- **WORK INSTRUCTIONS**: Take every line from the listing below that contains "styles".

- **TASK MATERIAL**:
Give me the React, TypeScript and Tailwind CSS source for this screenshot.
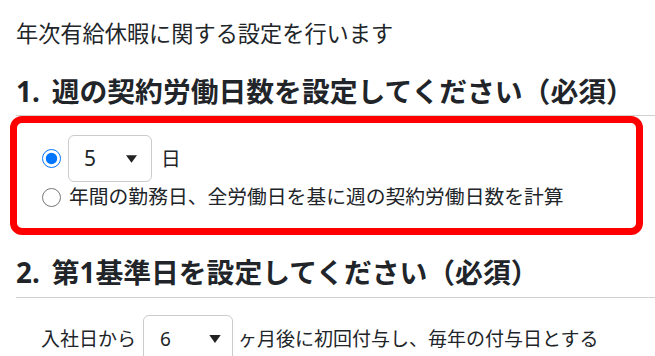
import React from "react";

function Caret({ className }: { className: string }) {
  return (
    <svg
      viewBox="0 0 10 7"
      className={`pointer-events-none absolute top-1/2 -translate-y-1/2 ${className}`}
    >
      <polygon points="0,0 10,0 5,7" fill="#222" />
    </svg>
  );
}

export default function App() {
  return (
    <div className="min-h-screen bg-white pl-[16px] pt-[19px] font-['Noto_Sans','Noto_Sans_CJK_JP',sans-serif] text-[#212529]">
      <p className="text-[22.2px] leading-[30px]">年次有給休暇に関する設定を行います</p>

      {/* 1. weekly working days */}
      <h2 className="mt-[24px] border-b border-[#d0d0d0] pb-[6px] text-[27.8px] font-bold leading-[36px]">
        <span className="mr-[12px]">1.</span>週の契約労働日数を設定してください（必須）
      </h2>

      <div className="-ml-[6px] mr-[12px] rounded-[12px] border-[7px] border-[#ff0000] pb-[16px] pl-[25px] pt-[12px]">
        <div className="flex h-[47px] items-center">
          <input
            type="radio"
            name="days"
            defaultChecked
            className="m-0 h-[19px] w-[19px]"
          />
          <div className="relative ml-[7px]">
            <select
              defaultValue="5"
              className="h-[47px] w-[84px] appearance-none rounded-[6px] border border-[#cccccc] bg-white pl-[15px] text-[21px] text-[#212529] outline-none"
            >
              {[1, 2, 3, 4, 5, 6, 7].map((n) => (
                <option key={n} value={String(n)}>
                  {n}
                </option>
              ))}
            </select>
            <Caret className="right-[15px] h-[8px] w-[11px]" />
          </div>
          <span className="ml-[9px] text-[19.8px]">日</span>
        </div>

        <label className="flex h-[30px] items-center">
          <input type="radio" name="days" className="m-0 h-[19px] w-[19px]" />
          <span className="ml-[8px] text-[19.8px] leading-[30px]">
            年間の勤務日、全労働日を基に週の契約労働日数を計算
          </span>
        </label>
      </div>

      {/* 2. first reference date */}
      <h2 className="mt-[19px] border-b border-[#d0d0d0] pb-[7px] text-[27.8px] font-bold leading-[36px]">
        <span className="mr-[12px]">2.</span>第1基準日を設定してください（必須）
      </h2>

      <div className="mt-[17px] flex items-center pl-[25px] text-[19px]">
        <span>入社日から</span>
        <div className="relative ml-[7px]">
          <select
            defaultValue="6"
            className="h-[48px] w-[90px] appearance-none rounded-[6px] border border-[#cccccc] bg-white pl-[16px] text-[19px] text-[#212529] outline-none"
          >
            {[1, 2, 3, 4, 5, 6, 7, 8, 9, 10, 11, 12].map((n) => (
              <option key={n} value={String(n)}>
                {n}
              </option>
            ))}
          </select>
          <Caret className="right-[12px] h-[8px] w-[12px]" />
        </div>
        <span className="ml-[5px]">ヶ月後に初回付与し、毎年の付与日とする</span>
      </div>
    </div>
  );
}
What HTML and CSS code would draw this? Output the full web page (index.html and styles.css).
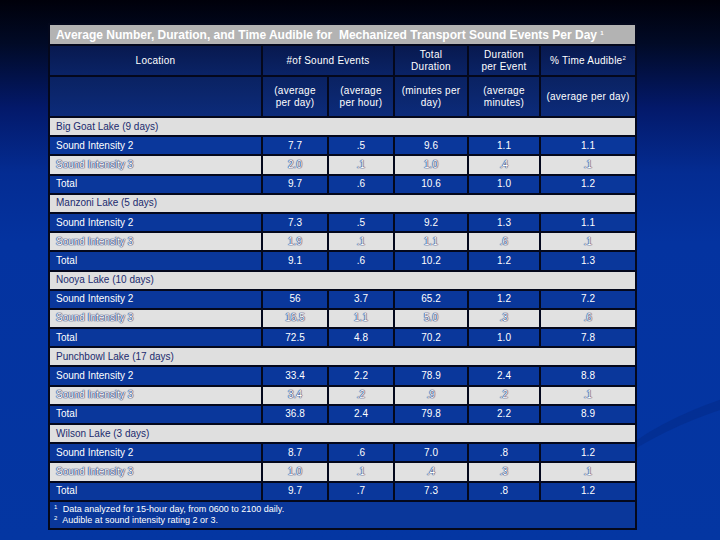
FILE: index.html
```html
<!DOCTYPE html>
<html>
<head>
<meta charset="utf-8">
<link rel="stylesheet" href="styles.css">
</head>
<body>
<div class="slide">
<table class="data">
  <colgroup>
    <col class="c1"><col class="c2"><col class="c3"><col class="c4"><col class="c5"><col class="c6">
  </colgroup>
  <tr class="title"><td colspan="6">Average Number, Duration, and Time Audible for&nbsp; Mechanized Transport Sound Events Per Day <sup>1</sup></td></tr>
  <tr class="head1">
    <td>Location</td>
    <td colspan="2">#of Sound Events</td>
    <td>Total<br>Duration</td>
    <td>Duration<br>per Event</td>
    <td>% Time Audible<sup>2</sup></td>
  </tr>
  <tr class="head2">
    <td></td>
    <td>(average<br>per day)</td>
    <td>(average<br>per hour)</td>
    <td>(minutes per<br>day)</td>
    <td>(average<br>minutes)</td>
    <td>(average per day)</td>
  </tr>

  <tr class="sect"><td colspan="6">Big Goat Lake (9 days)</td></tr>
  <tr class="blue"><td>Sound Intensity 2</td><td>7.7</td><td>.5</td><td>9.6</td><td>1.1</td><td>1.1</td></tr>
  <tr class="grey"><td>Sound Intensity 3</td><td>2.0</td><td>.1</td><td>1.0</td><td>.4</td><td>.1</td></tr>
  <tr class="blue"><td>Total</td><td>9.7</td><td>.6</td><td>10.6</td><td>1.0</td><td>1.2</td></tr>

  <tr class="sect"><td colspan="6">Manzoni Lake (5 days)</td></tr>
  <tr class="blue"><td>Sound Intensity 2</td><td>7.3</td><td>.5</td><td>9.2</td><td>1.3</td><td>1.1</td></tr>
  <tr class="grey"><td>Sound Intensity 3</td><td>1.9</td><td>.1</td><td>1.1</td><td>.6</td><td>.1</td></tr>
  <tr class="blue"><td>Total</td><td>9.1</td><td>.6</td><td>10.2</td><td>1.2</td><td>1.3</td></tr>

  <tr class="sect"><td colspan="6">Nooya Lake (10 days)</td></tr>
  <tr class="blue"><td>Sound Intensity 2</td><td>56</td><td>3.7</td><td>65.2</td><td>1.2</td><td>7.2</td></tr>
  <tr class="grey"><td>Sound Intensity 3</td><td>16.5</td><td>1.1</td><td>5.0</td><td>.3</td><td>.6</td></tr>
  <tr class="blue"><td>Total</td><td>72.5</td><td>4.8</td><td>70.2</td><td>1.0</td><td>7.8</td></tr>

  <tr class="sect"><td colspan="6">Punchbowl Lake (17 days)</td></tr>
  <tr class="blue"><td>Sound Intensity 2</td><td>33.4</td><td>2.2</td><td>78.9</td><td>2.4</td><td>8.8</td></tr>
  <tr class="grey"><td>Sound Intensity 3</td><td>3.4</td><td>.2</td><td>.9</td><td>.2</td><td>.1</td></tr>
  <tr class="blue"><td>Total</td><td>36.8</td><td>2.4</td><td>79.8</td><td>2.2</td><td>8.9</td></tr>

  <tr class="sect"><td colspan="6">Wilson Lake (3 days)</td></tr>
  <tr class="blue"><td>Sound Intensity 2</td><td>8.7</td><td>.6</td><td>7.0</td><td>.8</td><td>1.2</td></tr>
  <tr class="grey"><td>Sound Intensity 3</td><td>1.0</td><td>.1</td><td>.4</td><td>.3</td><td>.1</td></tr>
  <tr class="blue"><td>Total</td><td>9.7</td><td>.7</td><td>7.3</td><td>.8</td><td>1.2</td></tr>

  <tr class="foot"><td colspan="6">
    <div class="note"><sup>1</sup> Data analyzed for 15-hour day, from 0600 to 2100 daily.</div>
    <div class="note"><sup>2</sup> Audible at sound intensity rating 2 or 3.</div>
  </td></tr>
</table>
</div>
</body>
</html>
```
FILE: styles.css
```css
html, body {
  margin: 0;
  padding: 0;
}
body {
  width: 720px;
  height: 540px;
  overflow: hidden;
  font-family: "Liberation Sans", Arial, sans-serif;
  background: linear-gradient(to bottom, #00000a 0%, #010a26 8%, #03196a 20%, #042c92 32%, #0433a0 45%, #0436a2 100%);
}
.slide {
  position: relative;
  width: 720px;
  height: 540px;
  overflow: hidden;
  padding-top: 23px;
  padding-left: 48px;
  box-sizing: border-box;
}
.slide::after {
  content: "";
  position: absolute;
  left: 590px;
  top: 385px;
  width: 380px;
  height: 130px;
  border-radius: 50%;
  border-top: 10px solid rgba(0, 20, 90, 0.18);
  transform: rotate(-14deg);
  pointer-events: none;
}
table.data {
  position: relative;
  z-index: 1;
  border-collapse: separate;
  border-spacing: 2px;
  background: #04081c;
  table-layout: fixed;
  width: 589px;
  color: #ffffff;
  font-size: 10px;
}
.c1 { width: 211px; }
.c2 { width: 64px; }
.c3 { width: 64px; }
.c4 { width: 72px; }
.c5 { width: 70px; }
.c6 { width: 94px; }
td {
  padding: 0;
  text-align: center;
  vertical-align: middle;
  line-height: 12px;
}
sup {
  font-size: 6px;
  line-height: 0;
  vertical-align: 4px;
}
.title td {
  height: 19px;
  background: #b3b3b3;
  text-align: left;
  padding-left: 6px;
  font-weight: bold;
  font-size: 12px;
  white-space: nowrap;
}
.head1 td, .head2 td {
  letter-spacing: 0.25px;
}
.head1 td {
  height: 29px;
  background: linear-gradient(to bottom, #08194f, #0a2366);
}
.head2 td {
  height: 39px;
  background: linear-gradient(to bottom, #0a2262, #0c2b7a);
}
.sect td {
  height: 17.2px;
  background: #dfdfdf;
  color: #1b2b6e;
  text-align: left;
  padding-left: 6px;
}
.blue td {
  height: 17.2px;
  background: #0a379b;
}
.grey td {
  height: 17.2px;
  background: #e1e1e1;
  color: #ffffff;
  text-shadow: 0 0 1px #1b2b6e, 0 0 1px #1b2b6e, 0 0 1px #1b2b6e;
}
.blue td:first-child, .grey td:first-child {
  text-align: left;
  padding-left: 6px;
}
.foot td {
  height: 26px;
  background: #0a379b;
  text-align: left;
  padding-left: 4px;
  font-size: 9px;
  vertical-align: middle;
}
.note {
  line-height: 11px;
}
.note sup {
  font-size: 6px;
  vertical-align: 3px;
  margin-right: 3px;
}
```
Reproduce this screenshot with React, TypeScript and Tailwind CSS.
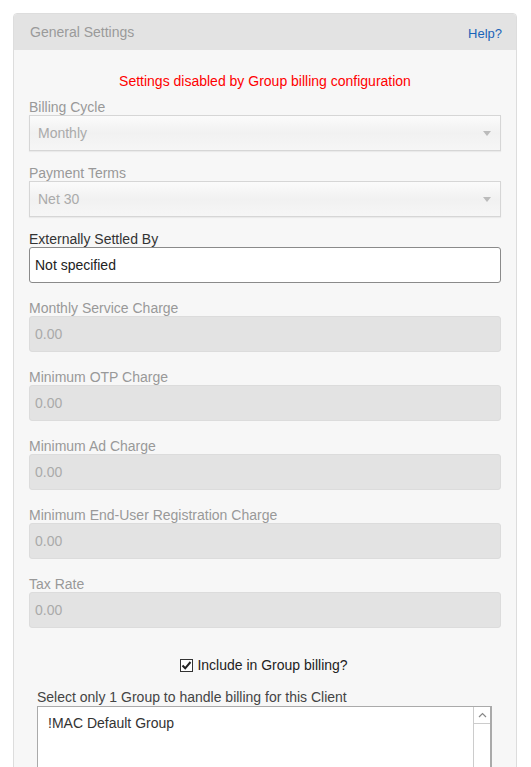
import React from "react";

/* ---------------- FIELDS ---------------- */
const SelectField = ({ label, value }: { label: string; value: string }) => (
  <div className="mb-[14px]">
    <div className="h-[16px] leading-[16px] text-[14px] text-[#999]">{label}</div>
    <div className="relative h-[36px] border border-[#d6d6d6] bg-gradient-to-b from-[#fbfbfb] via-[#f1f1f1] to-[#f6f6f6] shadow-[0_1px_1px_rgba(0,0,0,0.05)] flex items-center pl-[8px]">
      <span className="text-[14px] text-[#aaa]">{value}</span>
      <span className="absolute right-[9px] top-[15px] w-0 h-0 border-l-[4px] border-r-[4px] border-t-[5px] border-l-transparent border-r-transparent border-t-[#bbb]" />
    </div>
  </div>
);

const DisabledInput = ({ label, value }: { label: string; value: string }) => (
  <div className="mb-[17px]">
    <div className="h-[16px] leading-[16px] text-[14px] text-[#999]">{label}</div>
    <div className="h-[36px] rounded-[3px] border border-[#dcdcdc] bg-[#e3e3e3] flex items-center pl-[5px]">
      <span className="text-[14px] text-[#aaa]">{value}</span>
    </div>
  </div>
);

/* ---------------- MAIN ---------------- */
export default function App() {
  return (
    <div
      className="w-[531px] h-[767px] overflow-hidden bg-white pt-[13px] pl-[13px]"
      style={{ fontFamily: '"Liberation Sans", Arial, sans-serif' }}
    >
      <div className="w-[504px] border border-[#dddddd] rounded-t-[4px] overflow-hidden">
        {/* header */}
        <div className="h-[36px] bg-[#e3e3e3] flex items-center justify-between pl-[16px] pr-[14px]">
          <span className="text-[14px] text-[#9a9a9a] mt-[1px]">General Settings</span>
          <span className="text-[13px] text-[#1a63b8] mt-[4px]">Help?</span>
        </div>

        {/* body */}
        <div className="bg-[#f7f7f7] px-[15px] pt-[23px] pb-[40px]">
          <div className="text-center text-[14px] leading-[16px] text-[#ff0000] mb-[10px]">
            Settings disabled by Group billing configuration
          </div>

          <SelectField label="Billing Cycle" value="Monthly" />
          <SelectField label="Payment Terms" value="Net 30" />

          <div className="mb-[17px]">
            <div className="h-[16px] leading-[16px] text-[14px] text-[#333]">Externally Settled By</div>
            <div className="h-[36px] rounded-[3px] border border-[#8a8a8a] bg-white flex items-center pl-[5px]">
              <span className="text-[14px] text-[#222]">Not specified</span>
            </div>
          </div>

          <DisabledInput label="Monthly Service Charge" value="0.00" />
          <DisabledInput label="Minimum OTP Charge" value="0.00" />
          <DisabledInput label="Minimum Ad Charge" value="0.00" />
          <DisabledInput label="Minimum End-User Registration Charge" value="0.00" />
          <DisabledInput label="Tax Rate" value="0.00" />

          {/* group billing */}
          <div className="flex items-center justify-center gap-[4px] mt-[29px] h-[16px] pr-[2px]">
            <span className="w-[13px] h-[13px] border border-[#333] bg-white flex items-center justify-center">
              <svg width="11" height="11" viewBox="0 0 11 11">
                <path d="M1.5 5.5 L4.2 8.3 L9.5 2" fill="none" stroke="#222" strokeWidth="2" />
              </svg>
            </span>
            <span className="text-[14px] text-[#222]">Include in Group billing?</span>
          </div>

          <div className="px-[8px] mt-[16px]">
            <div className="h-[16px] leading-[16px] text-[14px] text-[#444]">
              Select only 1 Group to handle billing for this Client
            </div>
            <div className="mt-[1px] w-[455px] h-[100px] border-[2px] border-[#aaa] border-l-[1px] border-t-[1px] bg-white flex">
              <div className="flex-1 pl-[10px] pt-[6px] text-[14px] text-[#333]">!MAC Default Group</div>
              <div className="w-[17px] border-l border-[#ccc] flex flex-col">
                <div className="h-[17px] border-b border-[#ccc] flex items-center justify-center">
                  <svg width="9" height="6" viewBox="0 0 9 6">
                    <path d="M1 5 L4.5 1.5 L8 5" fill="none" stroke="#888" strokeWidth="1.2" />
                  </svg>
                </div>
              </div>
            </div>
          </div>
        </div>
      </div>
    </div>
  );
}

- **TASK SOLUTION**:
What HTML and CSS code would draw this? Output the full web page (index.html and styles.css).
<link rel="stylesheet" href="styles.css">
FILE: styles.css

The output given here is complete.